Ele continuou: “O mais urgente, a revolução na segurança pública, terá início amanhã: as zonas perigosas serão ocupadas pelas Forças Armadas. E eu aproveito para avisar aos bandidos, traficantes e a toda essa corja: vamos esmagar vocês. Quem enfrentar os representantes da lei vai morrer. Uma grande limpeza vai começar”.

No mesmo dia, mais cedo, o ministro da Educação convocara todos os secretários estaduais e municipais da área para iniciar o que ele denominou mutirão para fazer uma faxina, varrendo das escolas os comunistas e suas ideias pervertidas.

Respondendo a questionamentos, em Genebra, o ministro do exterior foi enfático: “Direitos humanos não podem ser obstáculo à luta contra o crime.”

O ministro da Justiça, eminente jurista, douto membro de família tradicional, concorda: “É preciso restituir ao Estado sua autoridade. Sem ordem, não há progresso.” Paralelamente, em perfeita sintonia, o general, ministro da Segurança Pública, reafirma: “Erros sempre acontecem, são naturais. Não se fazem omeletes sem quebrar ovos. O importante é alcançar o objetivo: liquidar o crime no Brasil”.

Nas favelas o bicho pega. Perde-se a conta das vítimas.

Nos primeiros 20 dias, o Congresso, que ainda era o mesmo eleito em 2014, não teve dificuldades em revogar o Estatuto do Desarmanento, reduzir a idade de imputalbilidade penal para 16 anos, proibir o aborto em todas as circunstâncias, mesmo em caso de estupro, e suspender os entraves à devastação ambiental na Amazônia. Deputados não reeleitos pulariam direto do Congresso para o governo, tão logo os recém-eleitos tomassem posse. Essa manobra conferiu ainda mais poder ao Executivo para aprovar sua agenda radical.

As ações no campo da segurança, cujo significado foi ampliado, alcançaram personagens alheios às páginas policiais. Em 21 de janeiro, Gilherme Boulos foi preso e o MTST, declarado ilegal, assim como o MST. João Pedro Stedili foi considerado foragido e passou a ser caçado pela inteligência do exército, a ABIN e a polícia federal. As acusações: ambos articulavam movimento de desestabilização das instituições democráticas, das quais não estavam excluídas ações terroristas. Disso davam prova vínculos identificados dessas lideranças e de ativistas desses movimentos com um grupo estudantil carioca, que teria se envolvido com black-blocs, em 2013.

Em 22 de janeiro, Caetano Veloso e Paula Lavigne, auto-exilados em Nova York, leem carta aberta à imprensa mundial, denunciando a derrocada da democracia no Brasil.

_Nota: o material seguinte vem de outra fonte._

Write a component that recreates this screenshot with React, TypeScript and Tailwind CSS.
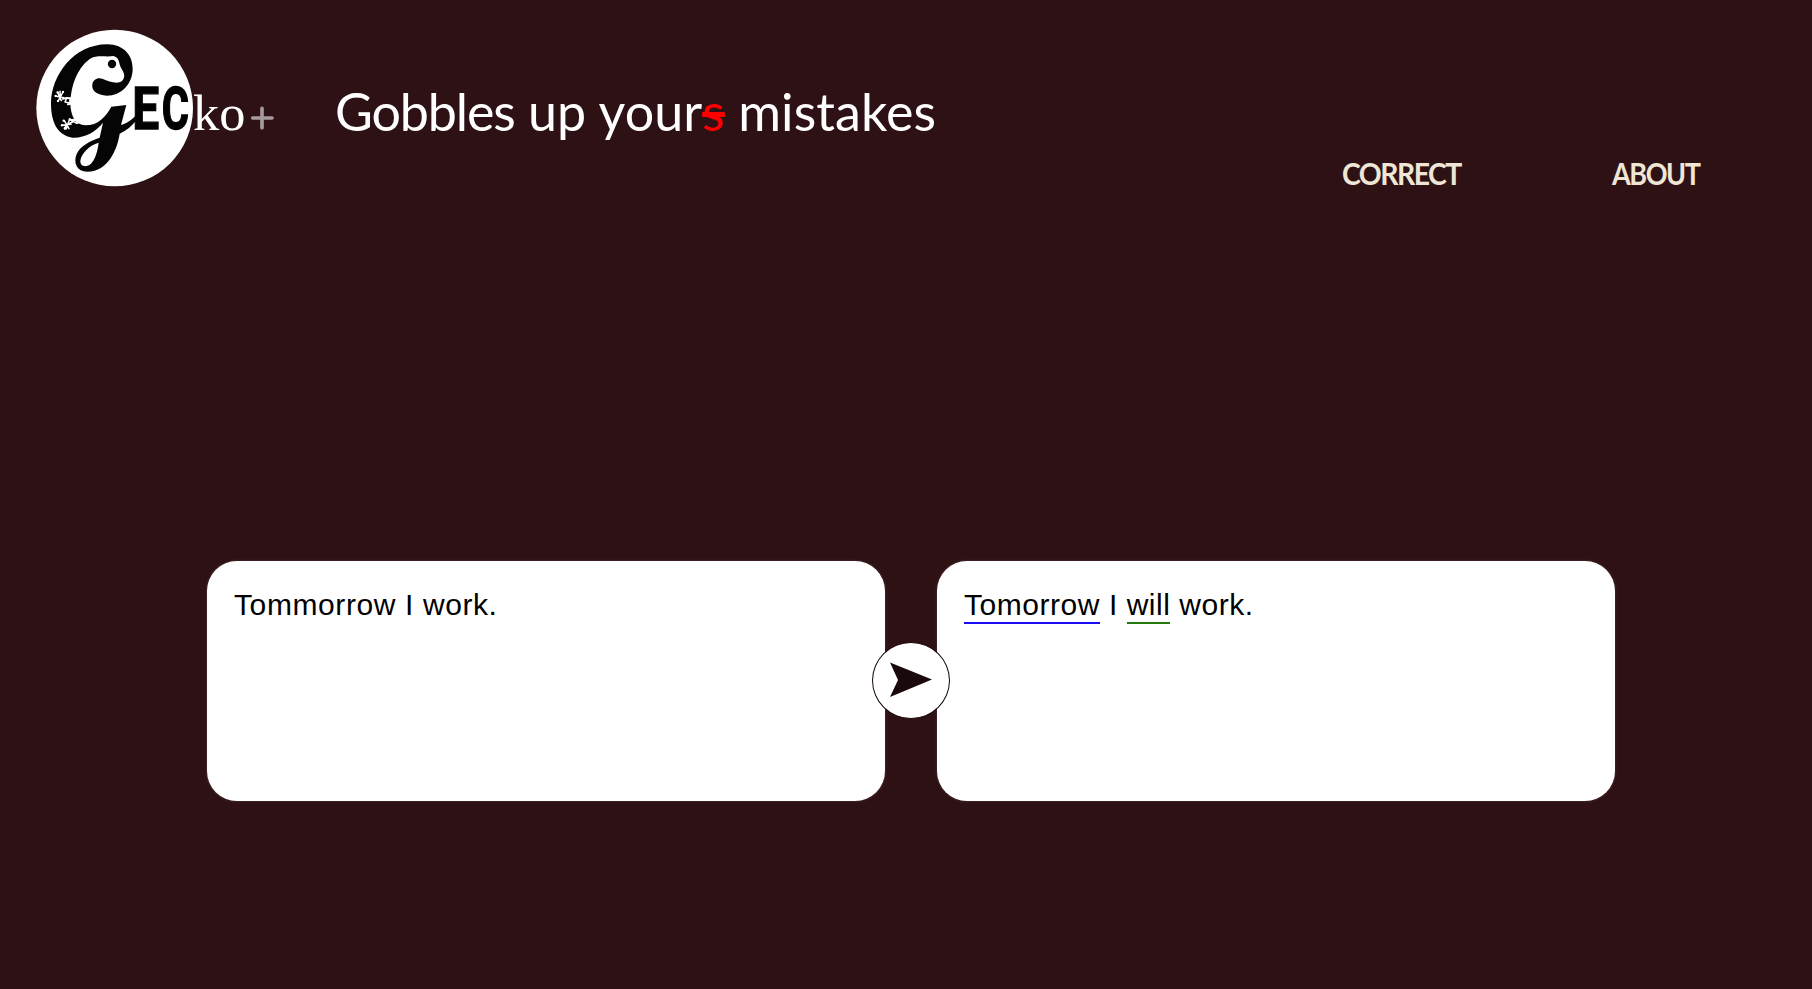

No dia 23 de janeiro, com a prisão de frei Beto e dos jornalistas Dorritz Harazimm e Mario Sergio Conti, o tempo fecha. A ABI, a OAB, associações de juízes, de promotores e defensores públicos assinam manifestos denunciando o retrocesso. Os partidos de oposição se reunem em torno de uma plataforma emergencial: o retorno à democracia –embora um racha enfraquecesse essa movimentação: tendências mais à esquerda questionavam a palavra de ordem burguesa e propunham “socialismo já”. Outras se esquivavam da polêmica, buscando abrir diálogo com o alto comando das forças armadas em nome da soberania nacional, ameaçada pelo entreguismo em curso. Sindicatos convocam greve geral com adesão das organizações estudantis.

Nenhuma iniciativa teve desdobramento. Em 25 de janeiro de 2019, ladeado pelo ministro da Justiça e pela cúpula do ministério da Defesa, o presidente declara estado de sítio, adiando sine die a posse dos novos congressistas, eleitos em 2018 -até então prevista para ocorrer em 1 de fevereiro-, e colocando na ilegalidade partidos de esquerda. O brado do planalto ecoa como uma sinfonia eufórica e metálica de panelas: “Para varrer o crime e a corrupção, não basta invadir favelas; é preciso limpar a política”. Ao fim do pronunciamento oficial, diante de um pelotão de repórteres, o presidente vocifera, emocionando os indignados com o mar de lama da política: “Sem partido!”

Como foi possível chegar até lá?

As distopias podem ajudar a prevenir tragédias. Espero que esta nos ajude a pensar e agir, preventivamente, sem menosprezar riscos que, hoje, talvez pareçam inexistentes pelo absurdo que representariam, mas cuja consequência por vezes surpreende. Trump é a prova.